Woman tests sofa seat with measuring tape

Sofa Selection Tips for Every Home and Budget


TL;DR:

  • Choosing the right sofa requires measuring delivery paths and considering ergonomic dimensions to ensure comfort and proper fit. Durability depends on selecting a high-quality frame and foam, and understanding space limitations prevents delivery failures. Prioritizing comfort, durability, and precise measurements leads to a sofa that is both functional and long-lasting.

Choosing a new sofa sounds simple until you’re standing in a store wondering whether that gorgeous sectional will actually fit through your front door. Most people focus on color and style first, then discover too late that the cushions flatten within a year or the delivery crew can’t get it past the stairwell landing. These sofa selection tips cover everything that matters before you buy: ergonomic sizing, frame construction, fabric performance, and the logistics that most guides skip entirely. Get these decisions right and you’ll have a sofa you genuinely love for years.

Table of Contents

Key Takeaways

Point Details
Measure your delivery path Check every doorway, hallway, and stairwell before you order, not just the wall space in your room.
Prioritize seat dimensions An ideal seat height of 17 to 19 inches and depth of 20 to 22 inches fits most adults comfortably.
Choose high-density foam Foam rated 1.8 lb per cubic foot or higher holds its shape far longer than budget-grade alternatives.
Match the sofa type to your space Modular and compact loveseats work best for small rooms; full sectionals suit open-plan layouts.
Test comfort in person when possible Sit on a sofa for at least five minutes in-store to assess lumbar support and cushion recovery.
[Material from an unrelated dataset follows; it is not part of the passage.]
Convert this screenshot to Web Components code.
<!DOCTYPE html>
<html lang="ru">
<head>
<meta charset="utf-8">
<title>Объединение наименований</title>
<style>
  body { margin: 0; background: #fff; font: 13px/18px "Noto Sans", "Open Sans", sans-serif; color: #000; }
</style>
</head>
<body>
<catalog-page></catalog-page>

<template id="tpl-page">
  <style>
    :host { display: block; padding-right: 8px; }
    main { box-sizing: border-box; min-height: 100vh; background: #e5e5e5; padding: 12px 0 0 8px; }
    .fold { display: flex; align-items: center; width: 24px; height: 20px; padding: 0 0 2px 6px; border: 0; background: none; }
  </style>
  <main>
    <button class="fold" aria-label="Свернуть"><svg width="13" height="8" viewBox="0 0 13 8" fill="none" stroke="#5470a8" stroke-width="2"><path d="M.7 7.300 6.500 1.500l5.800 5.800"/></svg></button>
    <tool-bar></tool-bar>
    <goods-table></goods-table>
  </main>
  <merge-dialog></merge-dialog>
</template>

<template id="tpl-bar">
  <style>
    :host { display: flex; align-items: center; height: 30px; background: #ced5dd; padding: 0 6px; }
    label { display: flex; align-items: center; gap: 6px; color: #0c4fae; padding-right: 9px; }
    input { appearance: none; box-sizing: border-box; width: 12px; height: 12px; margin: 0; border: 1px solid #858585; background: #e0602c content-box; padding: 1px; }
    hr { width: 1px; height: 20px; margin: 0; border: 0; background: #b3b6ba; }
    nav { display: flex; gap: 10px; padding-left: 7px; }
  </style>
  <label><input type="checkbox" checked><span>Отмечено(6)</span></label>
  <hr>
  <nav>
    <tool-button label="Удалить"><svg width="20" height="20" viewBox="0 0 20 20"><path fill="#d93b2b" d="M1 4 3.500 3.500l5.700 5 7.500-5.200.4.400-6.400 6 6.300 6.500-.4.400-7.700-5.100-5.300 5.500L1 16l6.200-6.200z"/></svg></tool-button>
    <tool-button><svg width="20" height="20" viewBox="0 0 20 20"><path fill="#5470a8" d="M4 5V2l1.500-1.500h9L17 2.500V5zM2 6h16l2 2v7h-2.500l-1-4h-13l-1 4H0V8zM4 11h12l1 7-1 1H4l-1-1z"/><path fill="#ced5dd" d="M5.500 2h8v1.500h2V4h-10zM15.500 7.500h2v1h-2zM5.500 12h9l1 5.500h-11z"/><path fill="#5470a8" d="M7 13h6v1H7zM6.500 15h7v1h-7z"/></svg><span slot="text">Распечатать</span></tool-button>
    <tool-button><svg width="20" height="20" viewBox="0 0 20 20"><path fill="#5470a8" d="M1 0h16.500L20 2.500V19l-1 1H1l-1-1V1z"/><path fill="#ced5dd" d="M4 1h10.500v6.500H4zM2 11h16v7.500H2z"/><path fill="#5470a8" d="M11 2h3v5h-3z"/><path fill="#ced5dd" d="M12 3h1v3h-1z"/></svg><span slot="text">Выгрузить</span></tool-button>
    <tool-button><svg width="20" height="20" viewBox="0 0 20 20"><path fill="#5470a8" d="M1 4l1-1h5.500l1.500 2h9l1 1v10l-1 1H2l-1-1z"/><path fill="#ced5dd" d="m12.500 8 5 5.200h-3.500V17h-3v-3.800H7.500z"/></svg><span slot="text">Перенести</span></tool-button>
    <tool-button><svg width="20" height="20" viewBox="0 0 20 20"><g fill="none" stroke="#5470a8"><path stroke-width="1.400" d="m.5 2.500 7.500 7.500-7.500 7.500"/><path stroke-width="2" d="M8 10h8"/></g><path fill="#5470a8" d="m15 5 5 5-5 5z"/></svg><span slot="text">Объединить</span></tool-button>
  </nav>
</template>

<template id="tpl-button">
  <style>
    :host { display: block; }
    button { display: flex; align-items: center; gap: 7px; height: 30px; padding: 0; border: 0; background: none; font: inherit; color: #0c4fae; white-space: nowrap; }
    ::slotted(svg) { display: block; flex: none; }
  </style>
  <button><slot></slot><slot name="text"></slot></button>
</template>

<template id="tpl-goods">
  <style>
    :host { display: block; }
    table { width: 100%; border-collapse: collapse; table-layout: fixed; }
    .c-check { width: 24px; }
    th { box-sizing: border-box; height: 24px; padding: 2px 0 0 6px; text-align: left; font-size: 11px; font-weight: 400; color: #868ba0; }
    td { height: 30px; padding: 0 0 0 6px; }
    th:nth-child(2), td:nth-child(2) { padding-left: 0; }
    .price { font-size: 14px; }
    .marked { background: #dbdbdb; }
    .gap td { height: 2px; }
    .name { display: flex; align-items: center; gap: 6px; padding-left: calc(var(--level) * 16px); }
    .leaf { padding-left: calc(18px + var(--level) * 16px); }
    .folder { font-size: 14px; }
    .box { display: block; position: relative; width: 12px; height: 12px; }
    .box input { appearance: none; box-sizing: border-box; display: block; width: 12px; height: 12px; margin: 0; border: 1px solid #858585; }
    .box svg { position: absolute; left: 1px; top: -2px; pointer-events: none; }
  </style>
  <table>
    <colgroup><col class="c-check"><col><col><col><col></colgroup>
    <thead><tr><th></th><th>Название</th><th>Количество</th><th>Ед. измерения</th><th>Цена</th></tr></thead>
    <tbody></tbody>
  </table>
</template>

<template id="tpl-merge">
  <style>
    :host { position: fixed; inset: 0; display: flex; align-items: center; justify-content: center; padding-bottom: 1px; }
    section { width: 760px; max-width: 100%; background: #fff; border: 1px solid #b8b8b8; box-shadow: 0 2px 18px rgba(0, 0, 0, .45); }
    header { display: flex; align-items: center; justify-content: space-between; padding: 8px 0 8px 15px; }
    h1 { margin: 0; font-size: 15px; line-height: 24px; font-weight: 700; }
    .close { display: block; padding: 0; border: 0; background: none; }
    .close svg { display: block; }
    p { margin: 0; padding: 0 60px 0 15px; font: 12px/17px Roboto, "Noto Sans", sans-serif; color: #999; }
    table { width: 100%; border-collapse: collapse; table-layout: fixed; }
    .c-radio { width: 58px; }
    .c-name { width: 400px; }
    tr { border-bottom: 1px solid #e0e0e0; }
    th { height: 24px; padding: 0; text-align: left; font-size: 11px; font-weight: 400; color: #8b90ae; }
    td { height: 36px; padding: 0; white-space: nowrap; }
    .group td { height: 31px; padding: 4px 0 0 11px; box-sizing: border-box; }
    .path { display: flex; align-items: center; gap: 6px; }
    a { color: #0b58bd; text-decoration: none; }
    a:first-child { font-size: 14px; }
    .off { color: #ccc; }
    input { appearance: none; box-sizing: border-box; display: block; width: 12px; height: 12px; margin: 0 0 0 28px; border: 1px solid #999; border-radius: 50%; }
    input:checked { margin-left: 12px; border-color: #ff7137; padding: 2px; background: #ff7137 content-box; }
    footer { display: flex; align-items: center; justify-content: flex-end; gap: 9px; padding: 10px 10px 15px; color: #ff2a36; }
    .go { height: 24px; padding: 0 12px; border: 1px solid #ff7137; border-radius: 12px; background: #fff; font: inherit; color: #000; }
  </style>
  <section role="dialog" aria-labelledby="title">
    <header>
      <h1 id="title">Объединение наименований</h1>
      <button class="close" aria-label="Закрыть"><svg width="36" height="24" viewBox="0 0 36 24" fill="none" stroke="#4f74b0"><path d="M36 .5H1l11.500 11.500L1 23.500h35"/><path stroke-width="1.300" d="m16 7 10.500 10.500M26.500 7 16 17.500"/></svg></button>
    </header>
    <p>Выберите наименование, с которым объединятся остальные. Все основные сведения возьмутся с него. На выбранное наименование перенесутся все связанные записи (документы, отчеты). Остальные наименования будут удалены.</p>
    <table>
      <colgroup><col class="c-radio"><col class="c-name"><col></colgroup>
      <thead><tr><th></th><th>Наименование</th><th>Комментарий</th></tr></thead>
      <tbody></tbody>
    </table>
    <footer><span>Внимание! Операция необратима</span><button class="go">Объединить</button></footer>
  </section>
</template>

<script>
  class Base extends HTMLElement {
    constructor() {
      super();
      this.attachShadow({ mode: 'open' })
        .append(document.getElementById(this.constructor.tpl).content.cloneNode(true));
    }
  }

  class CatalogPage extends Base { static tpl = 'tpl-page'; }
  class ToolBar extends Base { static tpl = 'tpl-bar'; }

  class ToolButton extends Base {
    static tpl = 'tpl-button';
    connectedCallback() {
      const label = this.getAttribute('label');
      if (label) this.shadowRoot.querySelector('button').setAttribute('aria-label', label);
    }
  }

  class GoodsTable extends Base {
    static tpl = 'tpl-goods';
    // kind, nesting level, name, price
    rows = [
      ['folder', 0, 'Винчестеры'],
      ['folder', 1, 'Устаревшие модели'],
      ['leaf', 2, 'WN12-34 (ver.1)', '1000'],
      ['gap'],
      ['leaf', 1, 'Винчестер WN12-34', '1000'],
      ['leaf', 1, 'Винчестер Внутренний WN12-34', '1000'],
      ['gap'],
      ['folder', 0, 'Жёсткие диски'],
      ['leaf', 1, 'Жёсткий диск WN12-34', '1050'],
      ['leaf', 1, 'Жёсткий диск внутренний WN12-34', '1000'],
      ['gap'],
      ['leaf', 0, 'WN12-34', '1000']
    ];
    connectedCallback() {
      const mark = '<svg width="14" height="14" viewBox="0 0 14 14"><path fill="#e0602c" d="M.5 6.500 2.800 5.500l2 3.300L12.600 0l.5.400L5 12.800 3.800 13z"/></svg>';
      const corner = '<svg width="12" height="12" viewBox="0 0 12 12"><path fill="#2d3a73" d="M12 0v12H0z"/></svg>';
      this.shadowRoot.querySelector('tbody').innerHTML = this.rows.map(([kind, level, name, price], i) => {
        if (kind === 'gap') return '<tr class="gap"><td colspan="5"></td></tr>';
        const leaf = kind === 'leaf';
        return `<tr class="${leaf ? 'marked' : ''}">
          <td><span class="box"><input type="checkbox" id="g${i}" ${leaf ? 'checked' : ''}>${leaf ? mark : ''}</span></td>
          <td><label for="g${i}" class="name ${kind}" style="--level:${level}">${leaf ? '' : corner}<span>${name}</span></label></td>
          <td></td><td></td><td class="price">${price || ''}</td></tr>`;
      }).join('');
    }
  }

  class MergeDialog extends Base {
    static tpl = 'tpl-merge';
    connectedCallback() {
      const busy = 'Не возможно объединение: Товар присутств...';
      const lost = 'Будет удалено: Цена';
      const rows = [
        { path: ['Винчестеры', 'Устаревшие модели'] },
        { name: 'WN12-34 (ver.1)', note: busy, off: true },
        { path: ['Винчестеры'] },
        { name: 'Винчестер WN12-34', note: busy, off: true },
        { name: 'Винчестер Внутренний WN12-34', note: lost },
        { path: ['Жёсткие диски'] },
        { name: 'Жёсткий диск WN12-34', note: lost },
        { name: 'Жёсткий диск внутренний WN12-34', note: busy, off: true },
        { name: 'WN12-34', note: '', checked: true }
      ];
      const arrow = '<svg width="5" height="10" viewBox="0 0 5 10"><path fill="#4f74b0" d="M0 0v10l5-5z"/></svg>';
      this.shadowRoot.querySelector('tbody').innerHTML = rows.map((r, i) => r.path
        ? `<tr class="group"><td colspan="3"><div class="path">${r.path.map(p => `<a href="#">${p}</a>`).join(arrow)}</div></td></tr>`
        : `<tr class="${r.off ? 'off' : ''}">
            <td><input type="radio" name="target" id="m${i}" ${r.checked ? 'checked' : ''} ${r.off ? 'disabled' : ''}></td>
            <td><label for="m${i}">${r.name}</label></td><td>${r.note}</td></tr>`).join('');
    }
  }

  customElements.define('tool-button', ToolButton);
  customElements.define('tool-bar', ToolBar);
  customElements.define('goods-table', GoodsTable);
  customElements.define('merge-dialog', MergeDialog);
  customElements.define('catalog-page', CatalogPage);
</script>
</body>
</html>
1. Sofa selection tips start with seat dimensions

Before you fall for a sofa’s looks, check its numbers. The seat height, depth, and width determine whether the sofa will actually feel good to sit on every day, and most shoppers skip this entirely.

The ergonomic seat height for most adults falls between 17 and 19 inches. Anything lower makes it hard to stand up, especially for older adults or anyone with knee issues. Anything higher starts to feel like perching on a stool.
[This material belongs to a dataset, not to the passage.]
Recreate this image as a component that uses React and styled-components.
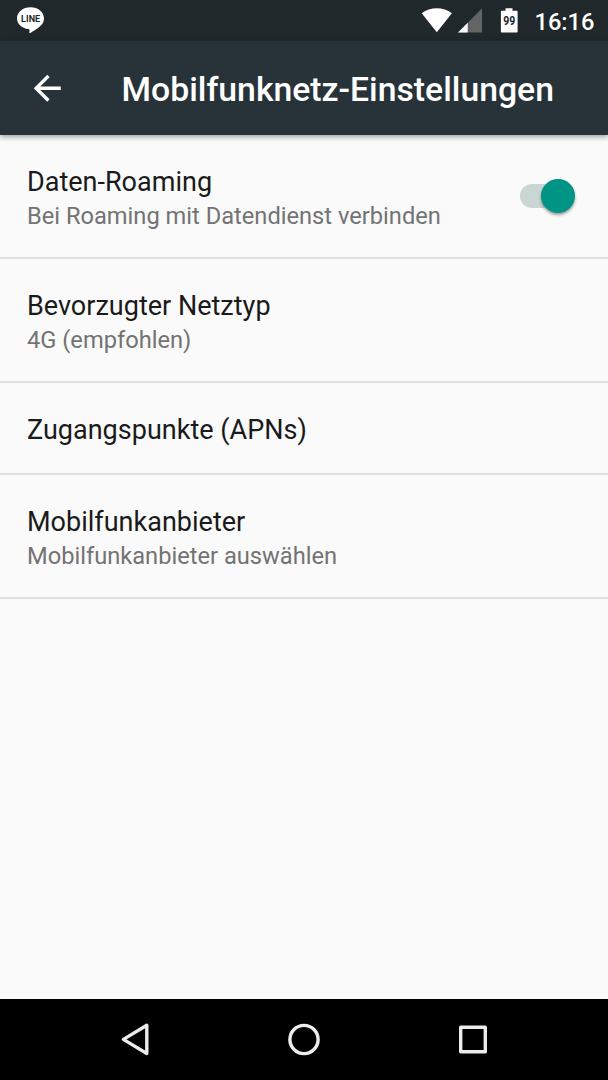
import React from 'react';
import styled, { createGlobalStyle } from 'styled-components';

const GlobalStyle = createGlobalStyle`
  *, *::before, *::after { box-sizing: border-box; }
  body { margin: 0; background: #fafafa; }
`;

const Screen = styled.div`
  display: flex;
  flex-direction: column;
  width: 608px;
  height: 1080px;
  overflow: hidden;
  background: #fafafa;
  font-family: Roboto, 'Liberation Sans', sans-serif;
`;

const StatusBar = styled.header`
  flex: none;
  display: flex;
  justify-content: space-between;
  height: 40.5px;
  background: #20282b;
`;

const StatusGroup = styled.div`
  display: flex;
  align-items: flex-start;
`;

const Icon = styled.svg`
  display: block;
  flex: none;
`;

const Clock = styled.time`
  width: 73.5px;
  padding-top: 7.5px;
  color: #fff;
  font-size: 23.64px;
  font-weight: 500;
  line-height: 28px;
  white-space: nowrap;
`;

const Toolbar = styled.div`
  flex: none;
  display: flex;
  align-items: center;
  height: 94.5px;
  padding-left: 27px;
  background: #283339;
  box-shadow: 0 2px 5px rgba(0, 0, 0, 0.36);
`;

const BackButton = styled.button`
  display: block;
  margin: 0;
  padding: 0;
  border: 0;
  background: none;
  color: #fff;
`;

const Heading = styled.h1`
  margin: 4px 0 0 54.1px;
  color: #fff;
  font-size: 33.75px;
  font-weight: 500;
  line-height: 40px;
  white-space: nowrap;
`;

const List = styled.ul`
  flex: 1;
  margin: 0;
  padding: 0;
  list-style: none;
`;

const Row = styled.li`
  display: flex;
  align-items: center;
  justify-content: space-between;
  height: ${(p) => (p.$single ? 92 : 124)}px;
  padding: 0 30px 0 27px;
  border-bottom: 2px solid #dfdfdf;
`;

const RowText = styled.div`
  padding-top: 4px;
  white-space: nowrap;
`;

const RowTitle = styled.div`
  color: #1a1a1a;
  font-size: 27.02px;
  line-height: 34px;
`;

const RowSummary = styled.div`
  padding-top: 1px;
  color: #737373;
  font-size: 23.66px;
  line-height: 32px;
`;

const Switch = styled.button`
  display: flex;
  align-items: center;
  width: 58px;
  height: 40px;
  margin: 0;
  padding: 0;
  border: 0;
  background: none;
`;

const Track = styled.span`
  display: flex;
  align-items: center;
  justify-content: flex-end;
  width: 51px;
  height: 24px;
  border-radius: 12px;
  background: #c9d6d4;
`;

const Thumb = styled.span`
  flex: none;
  width: 34px;
  height: 34px;
  margin-right: -4px;
  border-radius: 50%;
  background: #009485;
  box-shadow: 0 2px 3px rgba(0, 0, 0, 0.38);
`;

const NavBar = styled.nav`
  flex: none;
  display: flex;
  justify-content: center;
  height: 81px;
  background: #000;
`;

const NavButton = styled.button`
  width: 169px;
  height: 81px;
  margin: 0;
  padding: 0;
  border: 0;
  background: none;
`;

const settings = [
  { title: 'Daten-Roaming', summary: 'Bei Roaming mit Datendienst verbinden', on: true },
  { title: 'Bevorzugter Netztyp', summary: '4G (empfohlen)' },
  { title: 'Zugangspunkte (APNs)' },
  { title: 'Mobilfunkanbieter', summary: 'Mobilfunkanbieter auswählen' },
];

function LineIcon() {
  return (
    <Icon width="60" height="40" viewBox="0 0 60 40">
      <path
        fill="#fff"
        d="M30.5 7.2C23 7.2 17 12 17 18.2c0 5.5 4.8 10 11.3 10.9 1.2.2 1.3.8 1.2 1.8l-.2 1.500c0 .7.3.9 1 .5 3-1.600 8.700-5.200 11.500-8.400 1.500-1.800 2.200-4 2.200-6.300 0-6.200-6-11-13.500-11z"
      />
      <text
        x="30.6"
        y="22.2"
        fill="#20282b"
        fontFamily="Roboto, sans-serif"
        fontSize="9.2"
        fontWeight="700"
        textAnchor="middle"
        textLength="19"
        lengthAdjust="spacingAndGlyphs"
      >
        LINE
      </text>
    </Icon>
  );
}

function WifiIcon() {
  return (
    <Icon width="38" height="40" viewBox="418 0 38 40">
      <path fill="#fff" d="M436.8 32.3 421.7 13.3C426 9.900 431.300 8.200 436.800 8.200s10.800 1.700 15.100 5.100z" />
    </Icon>
  );
}

function SignalIcon() {
  return (
    <Icon width="38" height="40" viewBox="456 0 38 40">
      <path fill="#636565" d="M458 32.5 482 8.500v24z" />
      <path fill="#fff" d="M458 32.5 467.700 22.800v9.700z" />
    </Icon>
  );
}

function BatteryIcon() {
  return (
    <Icon width="40.5" height="40" viewBox="494 0 40.5 40">
      <path
        fill="#fff"
        d="M505.5 8.3h7v2.400h4.400c.4 0 .7.3.7.7v20.400c0 .4-.3.700-.7.700h-15.300c-.4 0-.7-.3-.7-.7V11.400c0-.4.300-.7.700-.7h3.900z"
      />
      <text
        x="509.2"
        y="25"
        fill="#20282b"
        fontFamily="Roboto, sans-serif"
        fontSize="12.5"
        fontWeight="700"
        textAnchor="middle"
        textLength="12"
        lengthAdjust="spacingAndGlyphs"
      >
        99
      </text>
    </Icon>
  );
}

function BackArrow() {
  return (
    <Icon width="40.5" height="40.5" viewBox="0 0 24 24">
      <path fill="currentColor" d="M20 11H7.830l5.590-5.590L12 4l-8 8 8 8 1.410-1.410L7.830 13H20v-2z" />
    </Icon>
  );
}

function NavIcon({ children }) {
  return (
    <Icon
      width="169"
      height="81"
      viewBox="-84 -40.5 169 81"
      fill="none"
      stroke="#ececec"
      strokeWidth="3.4"
      strokeLinejoin="round"
    >
      {children}
    </Icon>
  );
}

export default function App() {
  return (
    <Screen>
      <GlobalStyle />
      <StatusBar>
        <StatusGroup>
          <LineIcon />
        </StatusGroup>
        <StatusGroup>
          <WifiIcon />
          <SignalIcon />
          <BatteryIcon />
          <Clock>16:16</Clock>
        </StatusGroup>
      </StatusBar>
      <Toolbar>
        <BackButton aria-label="Zurück">
          <BackArrow />
        </BackButton>
        <Heading>Mobilfunknetz-Einstellungen</Heading>
      </Toolbar>
      <List>
        {settings.map((s) => (
          <Row key={s.title} $single={!s.summary}>
            <RowText>
              <RowTitle>{s.title}</RowTitle>
              {s.summary && <RowSummary>{s.summary}</RowSummary>}
            </RowText>
            {s.on && (
              <Switch role="switch" aria-checked="true" aria-label={s.title}>
                <Track>
                  <Thumb />
                </Track>
              </Switch>
            )}
          </Row>
        ))}
      </List>
      <NavBar>
        <NavButton aria-label="Zurück">
          <NavIcon>
            <path d="M11.800-14.200V14L-11.600-.1z" />
          </NavIcon>
        </NavButton>
        <NavButton aria-label="Startbildschirm">
          <NavIcon>
            <circle cx="0" cy="0" r="14.1" />
          </NavIcon>
        </NavButton>
        <NavButton aria-label="Übersicht">
          <NavIcon>
            <rect x="-12.3" y="-12.3" width="24.6" height="24.6" />
          </NavIcon>
        </NavButton>
      </NavBar>
    </Screen>
  );
}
Seat depth is where things get personal. A depth of 20 to 22 inches suits most average-height adults for upright sitting. If you are under 5’6", you will likely feel more comfortable with a shallower seat around 20 to 21 inches. Taller adults who prefer lounging often like 23 to 25 inches, though anything beyond that typically requires adding pillows to avoid slouching.
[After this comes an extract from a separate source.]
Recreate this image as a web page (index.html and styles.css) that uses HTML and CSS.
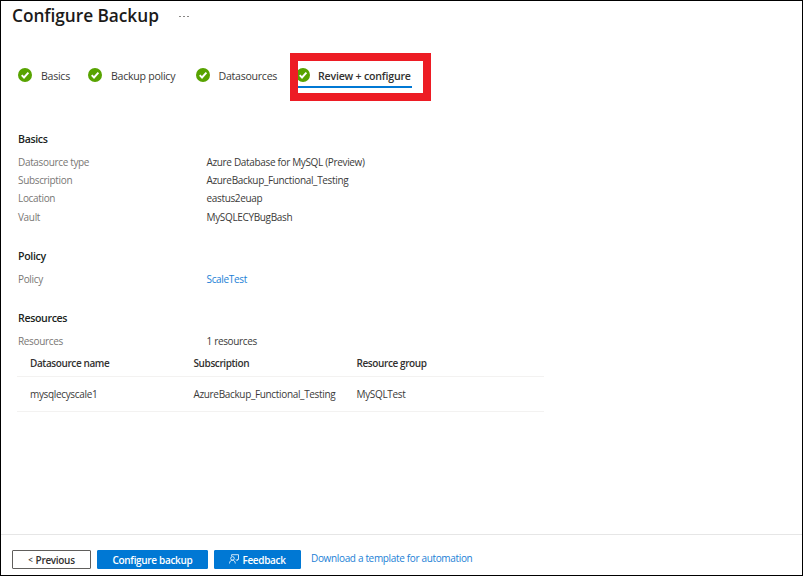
FILE: index.html
```html
<!DOCTYPE html>
<html lang="en">
<head>
<meta charset="utf-8">
<title>Configure Backup</title>
<link rel="stylesheet" href="styles.css">
</head>
<body>
<svg class="defs" aria-hidden="true">
  <symbol id="check" viewBox="0 0 14 14">
    <circle cx="7" cy="7" r="7" fill="#57a300"/>
    <path d="M3.7 7.2 6 9.5 10.4 4.6" fill="none" stroke="#fff" stroke-width="1.9"/>
  </symbol>
</svg>
<div class="page">
  <header class="header">
    <h1>Configure Backup</h1>
    <span class="more"><i></i><i></i><i></i></span>
  </header>
  <nav class="tabs">
    <a class="tab basics"><svg><use href="#check"/></svg><span>Basics</span></a>
    <a class="tab policy"><svg><use href="#check"/></svg><span>Backup policy</span></a>
    <a class="tab sources"><svg><use href="#check"/></svg><span>Datasources</span></a>
    <a class="tab active"><svg><use href="#check"/></svg><span>Review + configure</span><b class="highlight"></b></a>
  </nav>
  <main class="content">
    <section>
      <h2>Basics</h2>
      <dl>
        <dt>Datasource type</dt><dd>Azure Database for MySQL (Preview)</dd>
        <dt>Subscription</dt><dd>AzureBackup_Functional_Testing</dd>
        <dt>Location</dt><dd>eastus2euap</dd>
        <dt>Vault</dt><dd>MySQLECYBugBash</dd>
      </dl>
    </section>
    <section>
      <h2>Policy</h2>
      <dl><dt>Policy</dt><dd><a class="link">ScaleTest</a></dd></dl>
    </section>
    <section>
      <h2>Resources</h2>
      <dl><dt>Resources</dt><dd>1 resources</dd></dl>
      <div class="grid">
        <div class="row head"><span>Datasource name</span><span>Subscription</span><span>Resource group</span></div>
        <div class="row"><span>mysqlecyscale1</span><span>AzureBackup_Functional_Testing</span><span>MySQLTest</span></div>
      </div>
    </section>
  </main>
  <footer class="footer">
    <button class="btn previous"><small>&lt;</small> Previous</button>
    <button class="btn primary configure">Configure backup</button>
    <button class="btn primary feedback"><svg viewBox="0 0 10 10"><path d="M2.6 2.2V.7h6.9v4.8H8.2v1.3L6.9 5.5M.5 9.5C.6 7.3 1.8 6.2 3.4 6.2s2.8 1.1 2.9 3.3"/><circle cx="3.5" cy="4.4" r="1.8"/></svg>Feedback</button>
    <a class="link template">Download a template for automation</a>
  </footer>
</div>
</body>
</html>
```
FILE: styles.css
```css
* { box-sizing: border-box; }
body {
  margin: 0;
  background: #fff;
  color: #3b3a39;
  font-family: "Open Sans", "Noto Sans", sans-serif;
  font-size: 10px;
  letter-spacing: -.34px;
}
.defs { position: absolute; width: 0; height: 0; }
.page {
  display: flex;
  flex-direction: column;
  width: 803px;
  height: 576px;
  border: 1px solid #000;
  overflow: hidden;
}
.header { display: flex; height: 52px; padding-left: 11px; }
h1 {
  width: 167px;
  margin: 0;
  color: #1b1a19;
  font-size: 17.3px;
  font-weight: 600;
  letter-spacing: -.05px;
  line-height: 29px;
  white-space: nowrap;
}
.more { display: flex; gap: 2px; padding-top: 15px; }
.more i { width: 2px; height: 1px; background: #8a8886; }
.tabs { display: flex; height: 48px; padding-left: 17px; }
.tab {
  position: relative;
  display: flex;
  align-items: center;
  height: 35px;
  padding-top: 10px;
  font-size: 10.6px;
  letter-spacing: -.27px;
  white-space: nowrap;
}
.tab svg { flex: none; width: 14px; height: 14px; margin: 0 9px 1px 0; }
.tab.basics { width: 70px; }
.tab.policy { width: 107.5px; }
.tab.sources { width: 100.5px; }
.tab.active {
  width: 116px;
  padding-top: 12px;
  border-bottom: 2px solid #0078d4;
  color: #323130;
  font-weight: 600;
  letter-spacing: -.2px;
}
.tab.active svg { margin-right: 8px; }
.highlight {
  position: absolute;
  left: -6px;
  top: 0;
  width: 141px;
  height: 48px;
  border: 8px solid #ed1c24;
}
.content { flex: 1; padding: 29px 17px 0; }
section { padding-bottom: 21px; }
h2 {
  margin: 0 0 5px;
  color: #201f1e;
  font-size: 10.6px;
  font-weight: 600;
  letter-spacing: -.35px;
  line-height: 18px;
}
dl { display: grid; grid-template-columns: 188.5px 1fr; margin: 0; line-height: 18.2px; }
dt { color: #797775; }
.link { color: #1c7fd6; }
dd { margin: 0; }
.grid { width: 527px; margin-left: -1px; }
.row {
  display: grid;
  grid-template-columns: 163.5px 163px 1fr;
  height: 35px;
  padding-left: 13px;
  border-bottom: 1px solid #f3f2f1;
  line-height: 34px;
}
.row.head { height: 27px; color: #323130; font-weight: 600; letter-spacing: -.4px; line-height: 26px; }
.footer {
  display: flex;
  align-items: flex-start;
  height: 41px;
  padding: 15px 11px 0;
  border-top: 1px solid #e6e6e6;
}
.btn {
  display: flex;
  align-items: center;
  justify-content: center;
  height: 19px;
  margin: 0 6px 0 0;
  padding: 0;
  border: 1px solid #605e5c;
  border-radius: 1px;
  background: #fff;
  color: #323130;
  font: 600 10px "Open Sans", sans-serif;
  letter-spacing: -.32px;
  white-space: nowrap;
}
.previous { width: 79px; }
.previous small { margin-right: 3px; font-size: 8px; }
.primary { border-color: #0078d4; background: #0078d4; color: #fff; }
.configure { width: 111px; }
.feedback { width: 87px; margin-right: 10px; }
.feedback svg { width: 10px; height: 10px; margin: 0 3px 2px 0; fill: none; stroke: #fff; stroke-width: .8; }
.template { line-height: 17px; white-space: nowrap; }
```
  • Seat height: 17 to 19 inches for easy sit-down and stand-up
  • Seat depth: 20 to 22 inches for most average adults; shallower for shorter users
  • Arm width: Keep arms at 4 to 6 inches in small rooms; wide armrests over 10 inches eat into your sitting width and make the sofa feel bulkier
  • Back height: Higher backs support the head and neck; lower backs suit casual, open-plan spaces

Pro Tip: Bring a tape measure to any showroom. Write down the seat height and depth of every sofa you sit on and note which felt best. That number becomes your benchmark for online shopping.

2. Frame and foam quality determine how long your sofa lasts

Style fades fast when a sofa sags. The two biggest durability factors are the frame material and the foam density. Both are invisible at first glance, which is exactly why they get overlooked.

Man checks sofa frame and foam density

Kiln-dried hardwood frames resist twisting and sagging far better than MDF or particle board frames. When you sit on a sofa for the first time, push down on the corners and press against the arms. A quality frame will not flex or creak. Frame joinery also matters: dowelling, gluing, and metal brackets create stronger connections than staple-only assembly, which loosens over time.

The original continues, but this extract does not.